Cost to the state: $0

3. Here’s a notion: Let’s eliminate the state mandate that schools have to fund teacher retirement costs. The state requires it but doesn’t pay for it, so the least lawmakers could do — and the least seems to be exactly what the Legislature is inclined to do — is say the school districts don’t have to pay for it, either.

Again, there would be unintended consequences: a growing brigade of aging teachers who can’t really do their jobs but can’t afford to retire and an even greater migration of young teachers across state lines to go to work for states that pay and treat their teachers like educated professionals.

But, you can’t make an omelet without breaking some eggs, can you?

In fact, if you look at it from the right perspective, it’s a positive thing. Oklahoma could promote itself as an exporter of teaching talent. We could work it into the commercials that run at halftime on the football games.

Cost to the state: $0

4. While we’re at it, let’s take another look at that law that requires school districts to run criminal background checks on all of its employees. I realize that opening the schoolhouse doors to molesters and pornographers would be a bit of setback for public schools, but it also would broaden and diversify the teaching talent pool. Supply up, price down, right?

Meanwhile, public schools wouldn’t have to pay for all that checking.

Cost to the state: $0

Right there are four solid ideas that any parsimonious legislator should love because they don’t spend a dollar. Some of them might even save some money. We could use that to build bigger prisons.

Fund education first: In 2003, the rising minority in the Legislature made a lot of hay by insisting that the majority “fund education first.” At the time the state was facing a budget problem and the minority said it was important to get the state’s first priorities straight.

As rhetoric, it was effective.

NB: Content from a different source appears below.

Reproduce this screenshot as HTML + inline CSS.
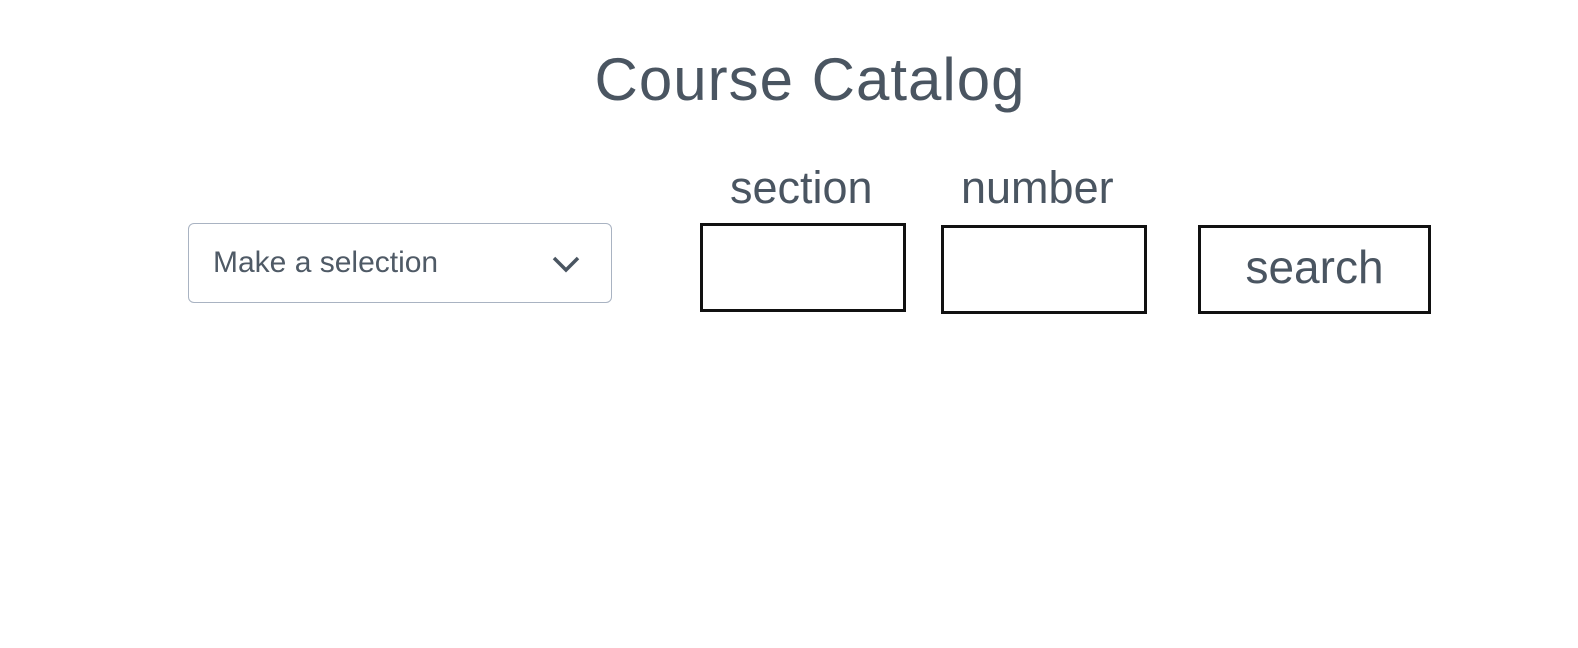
<!DOCTYPE html>
<html><head><meta charset="utf-8"><style>
html,body{margin:0;padding:0;background:#fff;width:1578px;height:648px;overflow:hidden;font-family:"Liberation Sans",sans-serif;color:#4a5561}
.a{position:absolute}
h1{position:absolute;left:0;width:1536px;padding-left:42px;text-align:center;top:45px;margin:0;font-weight:normal;font-size:60px;color:#4a5561;letter-spacing:1px}
.lbl{font-size:45px;line-height:42px}
.box{border:3px solid #111;box-sizing:border-box;background:#fff}
</style></head><body>
<h1>Course Catalog</h1>
<div class="a" style="left:188px;top:223px;width:424px;height:80px;border:1.5px solid #a9b3c2;border-radius:6px;box-sizing:border-box"></div>
<div class="a" style="left:213px;top:246px;font-size:30px;line-height:34px;color:#4f5a66">Make a selection</div>
<svg class="a" style="left:551px;top:254px" width="30" height="20" viewBox="0 0 30 20"><path d="M3 4 L15 16 L27 4" fill="none" stroke="#4a5561" stroke-width="3.5"/></svg>
<div class="a lbl" style="left:730px;top:167px">section</div>
<div class="a lbl" style="left:961px;top:167px">number</div>
<div class="a box" style="left:700px;top:223px;width:206px;height:89px"></div>
<div class="a box" style="left:941px;top:225px;width:206px;height:89px"></div>
<div class="a box" style="left:1198px;top:225px;width:233px;height:89px;font-size:46px;text-align:center;line-height:79px">search</div>
</body></html>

It drove a wedge between the majority and voting school teachers, and helped the minority look like they were interested in the state’s future.

That minority is now the majority, controlling both chambers of the Legislature.

But I haven’t heard any of the new majority’s leadership singing the “fund education first” song any more.

I guess the situation is different.

Hey, here’s another idea for helping schools get through the crisis. Let’s pass a joint resolution of the House and Senate encouraging every school in every district to hang banners over the front door reading, “Officially abandoned by the state of Oklahoma.”